Pesawaran - Langkah kontroversial Bupati Pesawaran dalam memberhentikan Kepala Dinas Pariwisata terus menuai kritik. Setelah sebelumnya publik mempertanyakan legalitas keputusan tersebut, kini suara kritis datang dari kalangan akademisi. Salah satunya adalah Dr. Saring Suhendro, dosen Fakultas Ekonomi dan Bisnis Universitas Lampung sekaligus pengurus Ikatan Sarjana Ekonomi Indonesia (ISEI) Lampung.
Dalam keterangannya kepada KBNI-News pada Jumat, 5 Juli 2025, Saring menyampaikan bahwa isu pemberhentian pejabat bukan hanya soal jabatan, tetapi menyangkut efektivitas birokrasi dan pengelolaan keuangan daerah.
“Sebagai akademisi yang sehari-hari bergelut dengan isu keuangan negara, saya melihat pemberhentian Kepala Dinas Pariwisata Kabupaten Pesawaran bukan cuma soal posisi. Yang lebih penting adalah dampaknya terhadap efektivitas pengelolaan anggaran publik,” tegasnya.
Evaluasi PAD Tidak Bisa Parsial
Saring menyoroti alasan pencapaian Pendapatan Asli Daerah (PAD) yang dijadikan dasar pemberhentian. Ia menilai pendekatan semacam itu cenderung sempit dan menyesatkan.
“Kalau target PAD tidak tercapai, tentu perlu dievaluasi. Tapi jangan serta-merta menyalahkan satu orang. PAD itu hasil kerja kolektif lintas sektor, dari perencanaan sampai eksekusi. Kalau anggaran dan infrastrukturnya saja tidak mendukung, maka menyalahkan satu pejabat jadi tidak adil,” jelasnya.

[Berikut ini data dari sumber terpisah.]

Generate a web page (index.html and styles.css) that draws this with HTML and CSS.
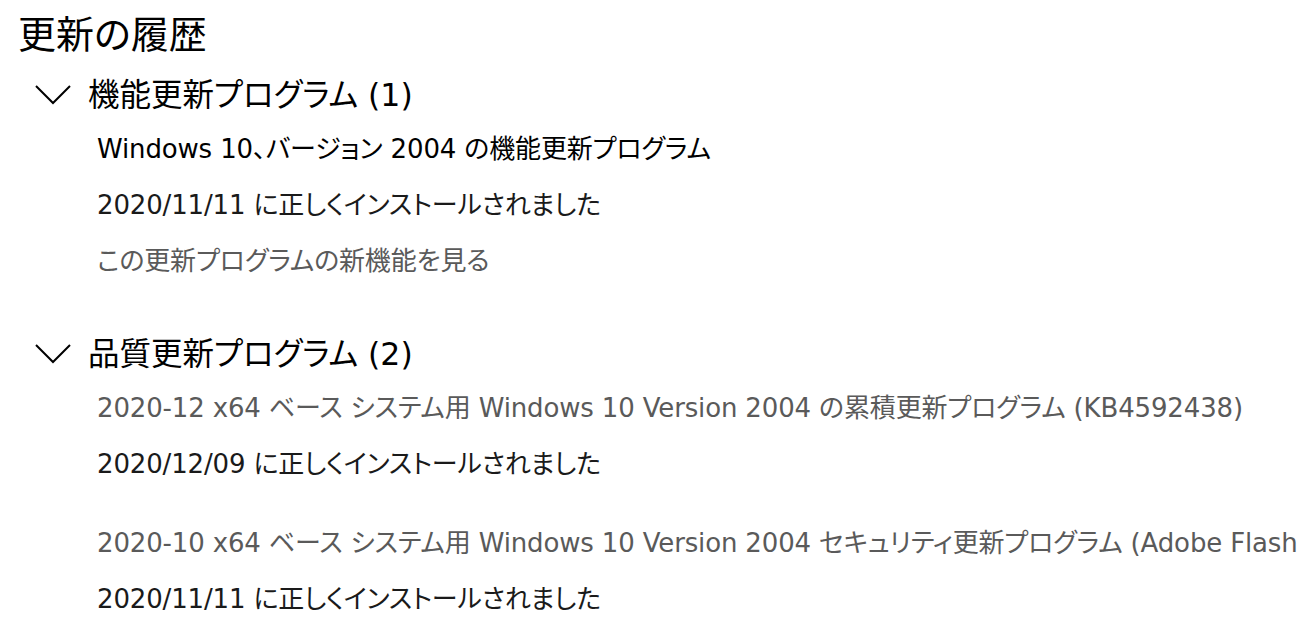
FILE: index.html
```html
<html>

<head>
    <meta charset="utf-8" />
    <link rel="stylesheet" href="styles.css">
</head>

<body>
    <div class="page">
        <h1 class="title">更新の履歴</h1>

        <div class="group">
            <div class="group-header">
                <svg class="chevron" width="36" height="20" viewBox="0 0 36 20">
                    <polyline points="1,1 18,18 35,1" />
                </svg>
                <span>機能更新プログラム (1)</span>
            </div>
            <div class="item">
                <div class="line strong">Windows 10、バージョン 2004 の機能更新プログラム</div>
                <div class="line">2020/11/11 に正しくインストールされました</div>
                <div class="line link">この更新プログラムの新機能を見る</div>
            </div>
        </div>

        <div class="group second">
            <div class="group-header">
                <svg class="chevron" width="36" height="20" viewBox="0 0 36 20">
                    <polyline points="1,1 18,18 35,1" />
                </svg>
                <span>品質更新プログラム (2)</span>
            </div>
            <div class="item">
                <div class="line link">2020-12 x64 ベース システム用 Windows 10 Version 2004 の累積更新プログラム (KB4592438)</div>
                <div class="line">2020/12/09 に正しくインストールされました</div>
            </div>
            <div class="item">
                <div class="line link">2020-10 x64 ベース システム用 Windows 10 Version 2004 セキュリティ更新プログラム (Adobe Flash</div>
                <div class="line">2020/11/11 に正しくインストールされました</div>
            </div>
        </div>
    </div>
</body>

</html>
```

FILE: styles.css
```css
html,
body {
    margin: 0;
    height: 100%;
    background: #fff;
}

body {
    overflow: hidden;
    font-family: "DejaVu Sans", "Noto Sans CJK JP", sans-serif;
    font-feature-settings: "palt";
    color: #000;
}

.page {
    padding-left: 18px;
}

.title {
    margin: 8px 0 0 0;
    font-family: "Noto Sans CJK JP", sans-serif;
    font-size: 38px;
    font-weight: normal;
    line-height: 48px;
}

.group-header {
    display: flex;
    align-items: center;
    height: 46px;
    margin-top: 13px;
    margin-left: 17px;
    font-size: 31.5px;
}

.group.second .group-header {
    margin-top: 39px;
}

.chevron {
    margin-top: 6px;
    margin-right: 17px;
    fill: none;
    stroke: #000;
    stroke-width: 2;
}

.item {
    margin-top: 6px;
    margin-left: 79px;
}

.item + .item {
    margin-top: 23px;
}

.line {
    font-size: 26px;
    letter-spacing: -0.15px;
    line-height: 56px;
    white-space: nowrap;
    overflow: hidden;
    color: #1a1a1a;
}

.line.strong {
    color: #000;
}

.line.link {
    color: #5a5a5a;
}
```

Potensi Pelanggaran Tata Kelola
Lebih jauh, ia menyinggung aspek tata kelola pemerintahan dan kepatuhan hukum. Berdasarkan Pasal 71 ayat (2) Undang-Undang Nomor 10 Tahun 2016, kepala daerah dilarang mengganti pejabat dalam waktu enam bulan sebelum penetapan pasangan calon hingga akhir masa jabatan, kecuali dengan izin tertulis dari Menteri Dalam Negeri (Mendagri).
“Saya memang bukan ahli hukum, tapi jika tidak ada izin Mendagri dalam SK pemberhentian ini, publik berhak bertanya. Ini bukan sekadar prosedur, tapi menyangkut kredibilitas sistem pemerintahan. Kalau aturan dilanggar, maka prinsip meritokrasi dan netralitas ASN bisa tercoreng,” katanya.
Waspadai Belanja Tak Produktif
Saring juga mengingatkan soal risiko anggaran jika pejabat yang diberhentikan hanya dipindahkan ke jabatan fungsional yang tidak memiliki tugas jelas. Menurutnya, ini bisa dikategorikan sebagai non-performing expenditure alias pengeluaran tanpa hasil.
“Kalau diparkir ke jabatan fungsional yang tidak sesuai keahlian dan tidak ada penugasan nyata, maka itu pemborosan. Gaji dan tunjangan tetap dibayar, tapi tidak ada hasil pelayanan. Ini bentuk inefisiensi anggaran yang merugikan rakyat,” tegasnya.
Seruan untuk Transparansi dan Profesionalisme
Menutup pernyataannya, Saring Suhendro menyerukan agar proses mutasi dan evaluasi ASN dilakukan dengan transparansi dan berbasis indikator kinerja yang objektif.
“Jangan sampai ASN yang masih kompeten justru dipinggirkan. Mutasi bukan alat politik, tapi seharusnya menjadi mekanisme untuk memperkuat pelayanan publik. Kalau tidak, ini bukan efisiensi, melainkan stagnasi yang menyulitkan masyarakat,” pungkasnya.